[Task objective] Leave out the pictures and print only the lines from the one with "Write a component" through the one with "FaPlus, FaSearch, FaWrench", exactly as they are.

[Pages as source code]
+ + + + +
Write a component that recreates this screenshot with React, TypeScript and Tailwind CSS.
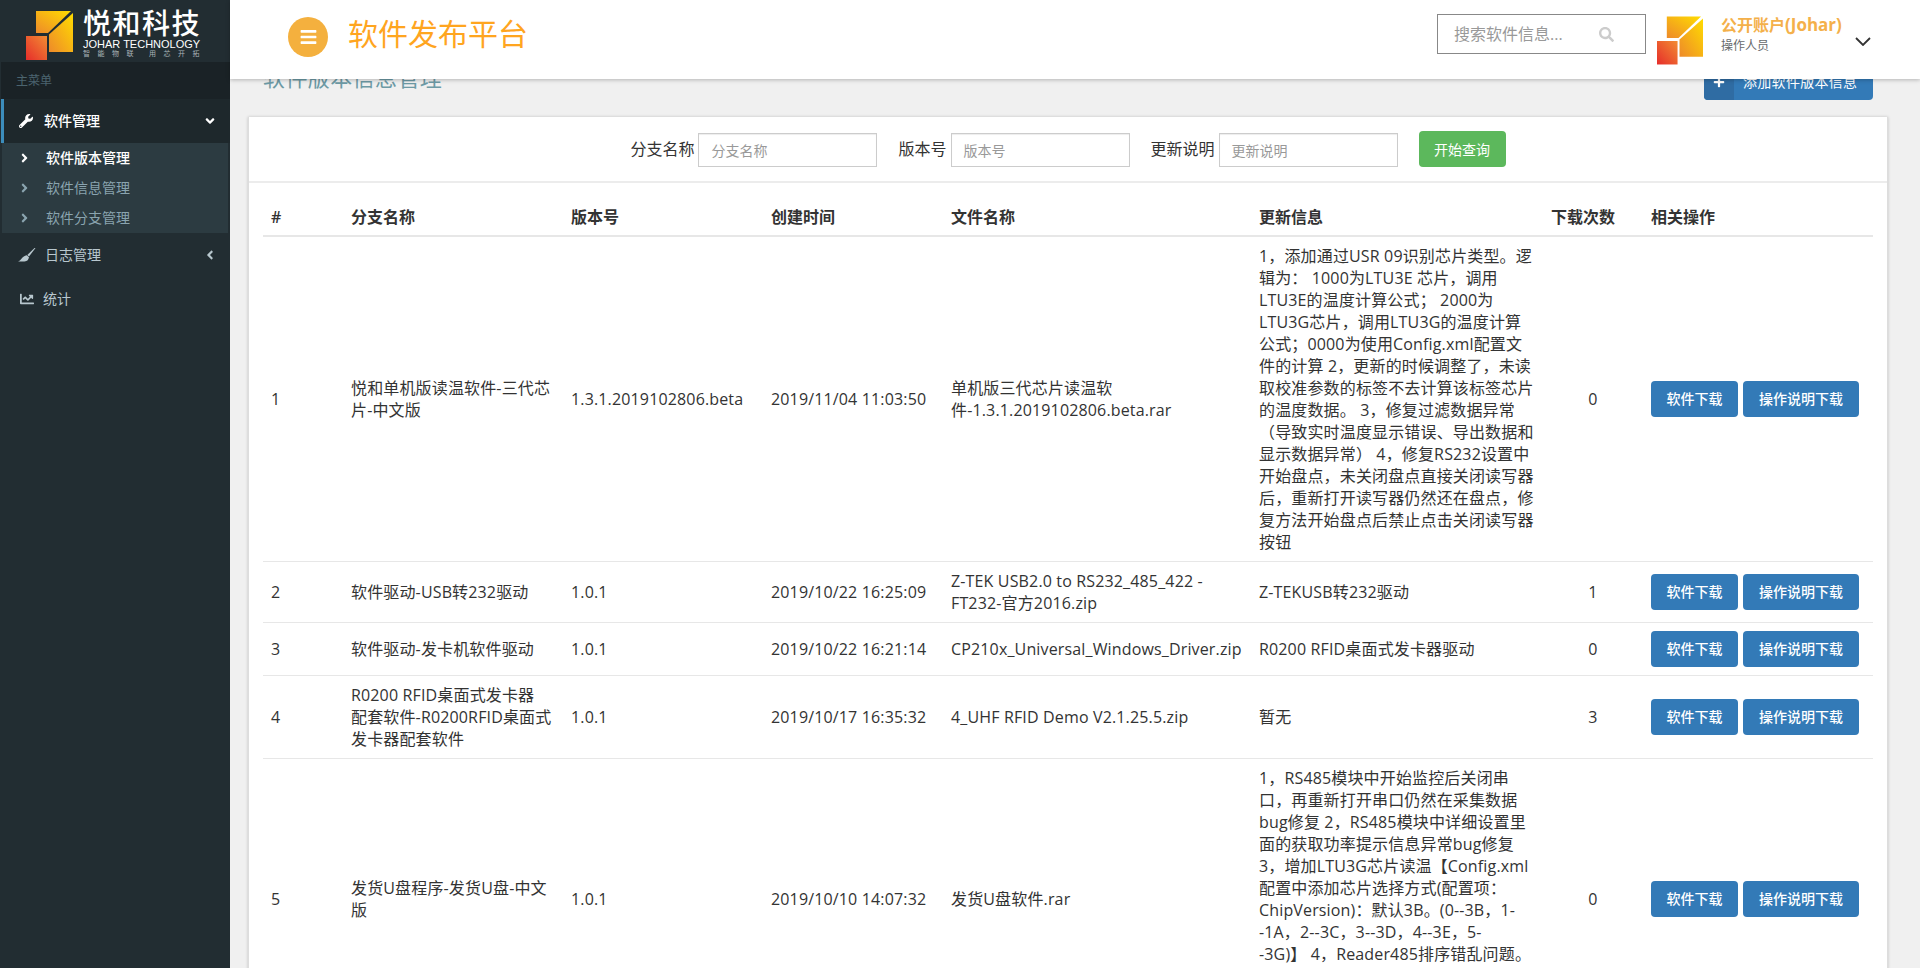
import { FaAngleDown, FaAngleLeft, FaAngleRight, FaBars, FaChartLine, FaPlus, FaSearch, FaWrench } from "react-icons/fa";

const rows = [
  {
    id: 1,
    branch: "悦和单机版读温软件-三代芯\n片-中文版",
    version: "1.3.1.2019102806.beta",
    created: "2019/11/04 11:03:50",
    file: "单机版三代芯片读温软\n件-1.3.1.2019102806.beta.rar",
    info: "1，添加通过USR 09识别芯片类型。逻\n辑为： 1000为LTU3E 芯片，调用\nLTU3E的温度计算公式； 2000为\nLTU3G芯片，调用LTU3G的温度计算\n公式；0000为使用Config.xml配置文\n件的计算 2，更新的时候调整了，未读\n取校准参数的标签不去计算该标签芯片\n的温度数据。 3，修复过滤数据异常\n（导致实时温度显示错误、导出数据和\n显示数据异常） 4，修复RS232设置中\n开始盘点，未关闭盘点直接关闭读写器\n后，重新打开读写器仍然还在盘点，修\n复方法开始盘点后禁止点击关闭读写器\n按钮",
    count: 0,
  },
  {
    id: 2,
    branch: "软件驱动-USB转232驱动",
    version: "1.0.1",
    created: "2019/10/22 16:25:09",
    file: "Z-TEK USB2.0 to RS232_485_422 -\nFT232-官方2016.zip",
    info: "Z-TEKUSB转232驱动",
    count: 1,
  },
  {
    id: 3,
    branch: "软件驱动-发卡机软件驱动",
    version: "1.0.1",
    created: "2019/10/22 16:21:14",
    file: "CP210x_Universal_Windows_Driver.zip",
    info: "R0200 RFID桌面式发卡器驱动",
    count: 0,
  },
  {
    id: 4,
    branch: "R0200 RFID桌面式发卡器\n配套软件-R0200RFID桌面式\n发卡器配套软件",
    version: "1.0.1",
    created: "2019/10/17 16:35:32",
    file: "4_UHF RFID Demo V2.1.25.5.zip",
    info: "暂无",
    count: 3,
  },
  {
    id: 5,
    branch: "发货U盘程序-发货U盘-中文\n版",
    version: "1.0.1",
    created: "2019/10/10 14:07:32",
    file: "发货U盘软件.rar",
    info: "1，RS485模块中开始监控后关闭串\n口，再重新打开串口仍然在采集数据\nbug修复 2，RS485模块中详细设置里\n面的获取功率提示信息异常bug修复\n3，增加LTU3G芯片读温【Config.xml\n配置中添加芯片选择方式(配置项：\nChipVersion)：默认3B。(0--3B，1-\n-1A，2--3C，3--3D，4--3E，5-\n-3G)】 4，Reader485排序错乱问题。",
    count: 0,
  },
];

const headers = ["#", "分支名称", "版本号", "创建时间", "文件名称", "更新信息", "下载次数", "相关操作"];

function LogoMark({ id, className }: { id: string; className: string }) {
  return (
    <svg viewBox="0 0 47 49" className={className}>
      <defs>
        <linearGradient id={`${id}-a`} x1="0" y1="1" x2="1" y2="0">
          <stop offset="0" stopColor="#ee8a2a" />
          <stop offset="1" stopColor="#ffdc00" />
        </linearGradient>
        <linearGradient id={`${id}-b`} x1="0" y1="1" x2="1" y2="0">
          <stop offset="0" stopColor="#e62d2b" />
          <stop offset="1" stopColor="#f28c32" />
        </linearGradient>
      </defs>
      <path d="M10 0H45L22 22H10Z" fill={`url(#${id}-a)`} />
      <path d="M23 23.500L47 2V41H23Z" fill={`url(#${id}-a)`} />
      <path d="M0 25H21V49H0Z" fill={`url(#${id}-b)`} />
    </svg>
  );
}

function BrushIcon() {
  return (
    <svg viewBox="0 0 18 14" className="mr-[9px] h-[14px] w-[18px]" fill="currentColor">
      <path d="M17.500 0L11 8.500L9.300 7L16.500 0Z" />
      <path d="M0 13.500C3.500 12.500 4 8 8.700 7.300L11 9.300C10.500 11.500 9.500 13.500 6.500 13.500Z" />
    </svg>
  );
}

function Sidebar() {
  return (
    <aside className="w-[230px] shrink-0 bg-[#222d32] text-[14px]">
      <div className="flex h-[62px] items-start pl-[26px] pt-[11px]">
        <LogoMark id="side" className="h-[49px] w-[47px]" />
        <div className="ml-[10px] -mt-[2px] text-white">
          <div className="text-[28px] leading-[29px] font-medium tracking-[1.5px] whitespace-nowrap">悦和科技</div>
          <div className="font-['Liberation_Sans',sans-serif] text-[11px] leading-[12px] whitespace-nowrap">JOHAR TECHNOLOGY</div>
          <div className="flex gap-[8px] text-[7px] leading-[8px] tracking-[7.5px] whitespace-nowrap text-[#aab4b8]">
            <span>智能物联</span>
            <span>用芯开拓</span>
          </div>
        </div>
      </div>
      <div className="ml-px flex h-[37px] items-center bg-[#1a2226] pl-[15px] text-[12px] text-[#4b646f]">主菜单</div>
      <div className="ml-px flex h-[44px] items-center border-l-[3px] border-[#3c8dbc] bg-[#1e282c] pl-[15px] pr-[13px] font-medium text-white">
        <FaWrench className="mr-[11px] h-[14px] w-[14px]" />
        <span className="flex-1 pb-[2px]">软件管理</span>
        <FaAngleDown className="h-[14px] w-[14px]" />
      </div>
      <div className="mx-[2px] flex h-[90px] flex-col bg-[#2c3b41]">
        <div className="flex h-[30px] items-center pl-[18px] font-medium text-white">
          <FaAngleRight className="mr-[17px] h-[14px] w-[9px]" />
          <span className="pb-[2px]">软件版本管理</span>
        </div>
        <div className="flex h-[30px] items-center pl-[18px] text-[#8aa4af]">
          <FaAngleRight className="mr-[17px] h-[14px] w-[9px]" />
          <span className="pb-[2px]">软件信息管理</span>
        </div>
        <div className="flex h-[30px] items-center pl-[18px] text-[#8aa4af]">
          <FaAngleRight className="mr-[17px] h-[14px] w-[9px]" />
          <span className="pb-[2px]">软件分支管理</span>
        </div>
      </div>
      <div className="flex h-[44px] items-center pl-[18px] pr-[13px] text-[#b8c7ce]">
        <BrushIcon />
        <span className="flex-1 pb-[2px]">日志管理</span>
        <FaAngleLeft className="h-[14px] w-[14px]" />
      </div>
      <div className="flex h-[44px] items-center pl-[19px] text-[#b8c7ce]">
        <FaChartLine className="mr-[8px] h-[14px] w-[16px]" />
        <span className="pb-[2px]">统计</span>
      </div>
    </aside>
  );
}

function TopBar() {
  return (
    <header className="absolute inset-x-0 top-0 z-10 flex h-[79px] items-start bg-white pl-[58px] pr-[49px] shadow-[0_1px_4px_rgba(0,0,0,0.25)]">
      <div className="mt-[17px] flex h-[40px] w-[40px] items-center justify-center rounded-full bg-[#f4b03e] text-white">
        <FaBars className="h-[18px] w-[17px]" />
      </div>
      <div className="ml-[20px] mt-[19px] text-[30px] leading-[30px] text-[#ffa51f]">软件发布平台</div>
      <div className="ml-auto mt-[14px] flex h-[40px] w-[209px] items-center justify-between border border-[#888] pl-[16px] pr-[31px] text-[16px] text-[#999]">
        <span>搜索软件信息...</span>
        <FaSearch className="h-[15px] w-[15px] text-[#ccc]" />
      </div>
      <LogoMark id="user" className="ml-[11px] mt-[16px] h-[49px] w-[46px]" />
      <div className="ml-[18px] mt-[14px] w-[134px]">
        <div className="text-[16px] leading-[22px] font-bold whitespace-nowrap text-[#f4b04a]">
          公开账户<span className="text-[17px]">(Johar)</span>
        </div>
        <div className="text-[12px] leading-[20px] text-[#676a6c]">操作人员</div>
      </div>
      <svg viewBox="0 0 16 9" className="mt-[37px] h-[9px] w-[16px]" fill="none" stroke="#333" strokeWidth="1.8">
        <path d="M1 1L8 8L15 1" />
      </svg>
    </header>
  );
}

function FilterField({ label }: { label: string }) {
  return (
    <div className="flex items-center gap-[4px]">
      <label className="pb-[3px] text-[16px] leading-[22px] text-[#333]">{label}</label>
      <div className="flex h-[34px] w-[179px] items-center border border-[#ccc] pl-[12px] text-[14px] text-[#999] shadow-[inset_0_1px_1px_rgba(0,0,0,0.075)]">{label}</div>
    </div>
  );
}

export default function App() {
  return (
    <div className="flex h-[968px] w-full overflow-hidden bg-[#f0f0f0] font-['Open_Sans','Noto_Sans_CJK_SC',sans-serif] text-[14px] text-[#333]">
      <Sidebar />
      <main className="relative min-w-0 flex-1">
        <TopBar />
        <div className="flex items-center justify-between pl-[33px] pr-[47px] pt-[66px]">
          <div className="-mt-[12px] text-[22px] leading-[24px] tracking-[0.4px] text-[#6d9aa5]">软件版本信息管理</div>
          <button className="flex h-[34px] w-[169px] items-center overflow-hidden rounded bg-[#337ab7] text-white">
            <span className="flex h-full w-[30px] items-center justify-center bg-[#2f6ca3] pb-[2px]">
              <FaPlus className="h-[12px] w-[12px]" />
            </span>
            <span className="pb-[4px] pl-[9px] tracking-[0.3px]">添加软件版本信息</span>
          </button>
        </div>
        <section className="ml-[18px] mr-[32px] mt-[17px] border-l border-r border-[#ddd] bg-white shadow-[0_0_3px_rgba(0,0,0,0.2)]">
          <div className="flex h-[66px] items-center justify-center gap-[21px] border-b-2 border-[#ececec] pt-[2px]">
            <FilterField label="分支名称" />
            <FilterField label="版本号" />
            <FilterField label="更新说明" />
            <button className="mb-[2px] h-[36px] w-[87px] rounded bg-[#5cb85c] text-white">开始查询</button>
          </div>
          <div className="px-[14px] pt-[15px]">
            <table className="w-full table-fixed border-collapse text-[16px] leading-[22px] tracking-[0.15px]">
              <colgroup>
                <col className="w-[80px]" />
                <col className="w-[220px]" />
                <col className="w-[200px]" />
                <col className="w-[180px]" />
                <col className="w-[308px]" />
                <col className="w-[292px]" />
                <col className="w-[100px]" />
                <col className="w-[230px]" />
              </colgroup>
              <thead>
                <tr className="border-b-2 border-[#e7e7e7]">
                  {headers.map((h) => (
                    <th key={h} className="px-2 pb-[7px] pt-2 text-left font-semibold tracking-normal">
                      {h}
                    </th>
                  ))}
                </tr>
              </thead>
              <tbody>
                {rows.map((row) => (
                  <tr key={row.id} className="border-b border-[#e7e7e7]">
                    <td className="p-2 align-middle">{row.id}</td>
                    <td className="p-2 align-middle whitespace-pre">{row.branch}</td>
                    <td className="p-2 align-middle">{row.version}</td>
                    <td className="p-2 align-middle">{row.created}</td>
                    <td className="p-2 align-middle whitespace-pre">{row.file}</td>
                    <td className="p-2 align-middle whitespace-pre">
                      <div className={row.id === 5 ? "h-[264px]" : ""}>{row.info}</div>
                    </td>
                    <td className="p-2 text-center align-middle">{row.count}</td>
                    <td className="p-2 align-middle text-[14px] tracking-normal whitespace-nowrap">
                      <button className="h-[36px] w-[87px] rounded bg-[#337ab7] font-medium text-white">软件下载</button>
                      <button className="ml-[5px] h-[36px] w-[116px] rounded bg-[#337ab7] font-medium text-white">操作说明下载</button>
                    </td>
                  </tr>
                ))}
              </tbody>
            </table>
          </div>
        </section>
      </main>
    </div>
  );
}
+ + + + +
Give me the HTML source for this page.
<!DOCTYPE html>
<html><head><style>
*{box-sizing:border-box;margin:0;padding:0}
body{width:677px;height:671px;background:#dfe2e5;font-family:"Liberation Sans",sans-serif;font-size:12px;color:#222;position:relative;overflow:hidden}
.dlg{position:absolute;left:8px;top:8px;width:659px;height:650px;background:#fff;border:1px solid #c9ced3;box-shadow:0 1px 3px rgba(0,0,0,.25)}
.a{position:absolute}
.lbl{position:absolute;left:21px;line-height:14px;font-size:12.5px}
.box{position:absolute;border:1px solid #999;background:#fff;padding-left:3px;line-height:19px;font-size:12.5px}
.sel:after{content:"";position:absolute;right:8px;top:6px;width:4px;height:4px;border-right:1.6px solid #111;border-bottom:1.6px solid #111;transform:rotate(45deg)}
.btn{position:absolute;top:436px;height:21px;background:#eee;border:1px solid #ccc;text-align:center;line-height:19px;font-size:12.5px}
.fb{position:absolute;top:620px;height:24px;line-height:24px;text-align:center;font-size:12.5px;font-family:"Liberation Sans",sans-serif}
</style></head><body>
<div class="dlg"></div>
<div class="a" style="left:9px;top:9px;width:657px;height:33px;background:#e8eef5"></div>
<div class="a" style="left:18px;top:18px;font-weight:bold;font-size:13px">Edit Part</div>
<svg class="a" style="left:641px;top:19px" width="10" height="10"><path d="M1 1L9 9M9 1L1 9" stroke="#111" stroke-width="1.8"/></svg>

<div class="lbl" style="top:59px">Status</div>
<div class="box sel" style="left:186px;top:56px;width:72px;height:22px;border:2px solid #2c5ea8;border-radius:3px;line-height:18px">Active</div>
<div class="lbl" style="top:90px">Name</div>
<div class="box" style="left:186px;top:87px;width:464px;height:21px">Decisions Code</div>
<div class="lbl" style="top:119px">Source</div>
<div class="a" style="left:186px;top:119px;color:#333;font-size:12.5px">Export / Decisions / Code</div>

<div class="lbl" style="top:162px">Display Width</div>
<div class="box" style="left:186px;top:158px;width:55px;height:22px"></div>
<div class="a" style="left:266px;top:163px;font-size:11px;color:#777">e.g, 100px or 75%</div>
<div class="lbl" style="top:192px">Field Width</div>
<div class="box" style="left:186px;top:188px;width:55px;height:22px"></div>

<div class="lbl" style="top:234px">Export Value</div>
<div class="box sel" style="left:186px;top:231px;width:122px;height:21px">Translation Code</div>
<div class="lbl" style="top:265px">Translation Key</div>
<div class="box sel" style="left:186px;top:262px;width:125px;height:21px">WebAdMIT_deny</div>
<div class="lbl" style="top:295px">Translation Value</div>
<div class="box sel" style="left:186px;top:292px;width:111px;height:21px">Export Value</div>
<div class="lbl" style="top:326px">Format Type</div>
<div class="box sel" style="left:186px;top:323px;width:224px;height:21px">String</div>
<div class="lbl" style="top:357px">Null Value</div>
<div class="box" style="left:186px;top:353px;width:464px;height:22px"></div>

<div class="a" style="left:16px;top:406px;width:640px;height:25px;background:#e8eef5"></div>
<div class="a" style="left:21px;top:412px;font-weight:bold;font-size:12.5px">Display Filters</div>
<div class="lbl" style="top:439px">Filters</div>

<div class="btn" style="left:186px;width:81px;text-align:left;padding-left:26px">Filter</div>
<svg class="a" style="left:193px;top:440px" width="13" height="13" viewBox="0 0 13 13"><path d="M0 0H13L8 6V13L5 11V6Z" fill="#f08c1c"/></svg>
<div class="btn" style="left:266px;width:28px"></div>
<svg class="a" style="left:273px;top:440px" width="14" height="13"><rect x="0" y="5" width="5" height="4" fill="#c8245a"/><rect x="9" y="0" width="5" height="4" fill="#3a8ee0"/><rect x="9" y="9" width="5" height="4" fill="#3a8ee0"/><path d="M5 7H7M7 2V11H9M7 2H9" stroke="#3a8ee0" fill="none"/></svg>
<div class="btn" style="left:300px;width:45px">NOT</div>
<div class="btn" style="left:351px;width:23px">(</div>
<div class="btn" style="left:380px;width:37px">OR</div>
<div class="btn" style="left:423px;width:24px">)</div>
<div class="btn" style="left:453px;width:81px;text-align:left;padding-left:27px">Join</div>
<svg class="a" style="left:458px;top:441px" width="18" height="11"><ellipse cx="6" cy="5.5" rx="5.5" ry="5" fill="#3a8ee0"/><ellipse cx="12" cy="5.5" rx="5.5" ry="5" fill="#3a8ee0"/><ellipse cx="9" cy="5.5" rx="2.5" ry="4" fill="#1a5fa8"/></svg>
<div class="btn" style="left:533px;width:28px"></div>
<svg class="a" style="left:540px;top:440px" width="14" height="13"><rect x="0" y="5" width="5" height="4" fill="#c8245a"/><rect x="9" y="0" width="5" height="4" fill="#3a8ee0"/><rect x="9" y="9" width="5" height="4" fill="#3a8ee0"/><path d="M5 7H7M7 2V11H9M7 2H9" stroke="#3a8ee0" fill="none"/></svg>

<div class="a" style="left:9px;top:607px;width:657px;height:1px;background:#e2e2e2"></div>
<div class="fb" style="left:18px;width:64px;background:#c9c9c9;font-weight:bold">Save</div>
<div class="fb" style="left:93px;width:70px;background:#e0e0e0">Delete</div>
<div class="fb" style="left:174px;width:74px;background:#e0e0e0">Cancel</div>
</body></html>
+ + + + +
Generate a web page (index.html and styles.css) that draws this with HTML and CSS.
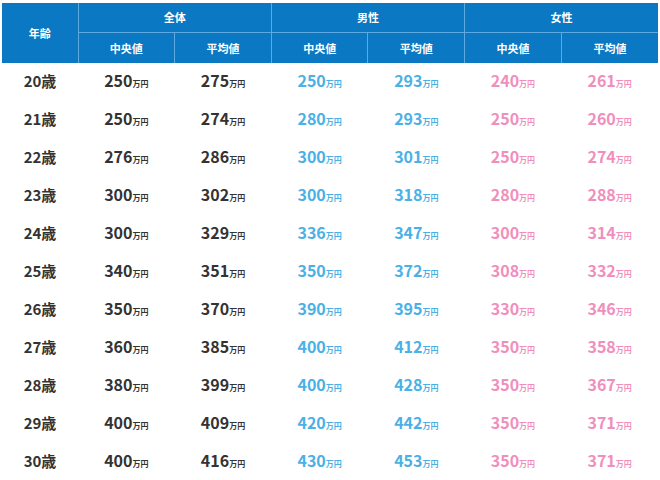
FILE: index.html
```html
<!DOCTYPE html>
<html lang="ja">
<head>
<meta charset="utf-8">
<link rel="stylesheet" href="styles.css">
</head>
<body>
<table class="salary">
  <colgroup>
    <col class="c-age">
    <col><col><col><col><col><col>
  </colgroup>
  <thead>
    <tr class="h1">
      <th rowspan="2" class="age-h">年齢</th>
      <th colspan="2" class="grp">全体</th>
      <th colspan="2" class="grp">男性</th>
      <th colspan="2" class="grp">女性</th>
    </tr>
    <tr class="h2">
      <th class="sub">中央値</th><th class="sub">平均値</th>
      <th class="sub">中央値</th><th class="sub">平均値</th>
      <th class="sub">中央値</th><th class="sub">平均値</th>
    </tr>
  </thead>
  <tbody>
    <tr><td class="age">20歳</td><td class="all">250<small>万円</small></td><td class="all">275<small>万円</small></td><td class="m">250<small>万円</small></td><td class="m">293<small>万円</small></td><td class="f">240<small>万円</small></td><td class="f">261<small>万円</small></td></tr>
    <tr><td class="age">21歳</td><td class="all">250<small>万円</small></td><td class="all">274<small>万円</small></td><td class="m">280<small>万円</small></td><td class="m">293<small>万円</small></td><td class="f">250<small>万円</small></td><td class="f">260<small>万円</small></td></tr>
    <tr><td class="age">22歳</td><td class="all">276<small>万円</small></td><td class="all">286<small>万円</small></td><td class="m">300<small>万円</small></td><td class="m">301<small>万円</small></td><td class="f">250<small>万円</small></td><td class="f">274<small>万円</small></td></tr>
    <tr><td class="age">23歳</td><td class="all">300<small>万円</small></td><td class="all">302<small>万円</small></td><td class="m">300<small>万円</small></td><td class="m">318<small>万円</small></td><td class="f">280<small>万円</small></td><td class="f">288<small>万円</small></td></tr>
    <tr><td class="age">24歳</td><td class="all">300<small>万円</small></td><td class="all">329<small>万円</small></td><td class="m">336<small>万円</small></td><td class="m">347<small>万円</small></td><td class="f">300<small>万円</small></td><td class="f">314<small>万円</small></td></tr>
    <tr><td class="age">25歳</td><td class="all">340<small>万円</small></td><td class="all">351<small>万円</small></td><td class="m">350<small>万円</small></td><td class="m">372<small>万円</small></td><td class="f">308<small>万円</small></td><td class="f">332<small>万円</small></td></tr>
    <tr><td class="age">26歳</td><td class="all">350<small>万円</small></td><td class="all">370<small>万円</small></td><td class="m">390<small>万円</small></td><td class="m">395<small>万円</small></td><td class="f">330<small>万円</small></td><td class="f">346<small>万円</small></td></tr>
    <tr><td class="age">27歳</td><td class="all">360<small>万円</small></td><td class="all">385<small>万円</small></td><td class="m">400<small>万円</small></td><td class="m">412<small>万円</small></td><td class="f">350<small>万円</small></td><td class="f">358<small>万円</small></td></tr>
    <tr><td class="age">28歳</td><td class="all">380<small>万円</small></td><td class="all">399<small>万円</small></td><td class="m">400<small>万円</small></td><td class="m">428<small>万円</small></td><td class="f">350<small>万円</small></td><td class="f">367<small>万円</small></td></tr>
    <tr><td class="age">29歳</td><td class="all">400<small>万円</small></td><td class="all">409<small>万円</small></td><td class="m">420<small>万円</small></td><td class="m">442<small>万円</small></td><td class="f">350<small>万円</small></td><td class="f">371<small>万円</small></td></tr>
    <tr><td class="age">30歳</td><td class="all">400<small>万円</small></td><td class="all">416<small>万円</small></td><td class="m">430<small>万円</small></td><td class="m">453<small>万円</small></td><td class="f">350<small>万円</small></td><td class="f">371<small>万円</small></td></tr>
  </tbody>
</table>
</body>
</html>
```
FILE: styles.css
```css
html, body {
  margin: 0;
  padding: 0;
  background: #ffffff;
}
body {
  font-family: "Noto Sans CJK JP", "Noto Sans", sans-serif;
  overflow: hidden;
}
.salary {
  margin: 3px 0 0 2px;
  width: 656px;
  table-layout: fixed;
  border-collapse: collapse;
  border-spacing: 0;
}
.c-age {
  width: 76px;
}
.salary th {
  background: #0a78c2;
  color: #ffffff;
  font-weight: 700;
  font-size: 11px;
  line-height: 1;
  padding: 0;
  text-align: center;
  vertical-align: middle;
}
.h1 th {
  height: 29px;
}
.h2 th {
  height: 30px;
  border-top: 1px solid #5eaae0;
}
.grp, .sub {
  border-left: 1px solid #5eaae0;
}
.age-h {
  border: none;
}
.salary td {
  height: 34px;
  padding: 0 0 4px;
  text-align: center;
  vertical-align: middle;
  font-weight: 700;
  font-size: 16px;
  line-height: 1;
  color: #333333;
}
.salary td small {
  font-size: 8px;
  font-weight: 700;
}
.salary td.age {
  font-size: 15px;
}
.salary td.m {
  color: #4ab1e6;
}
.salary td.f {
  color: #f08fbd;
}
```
+ + + + +
[Correct result]
Write a component that recreates this screenshot with React, TypeScript and Tailwind CSS.
import { FaAngleDown, FaAngleLeft, FaAngleRight, FaBars, FaChartLine, FaPlus, FaSearch, FaWrench } from "react-icons/fa";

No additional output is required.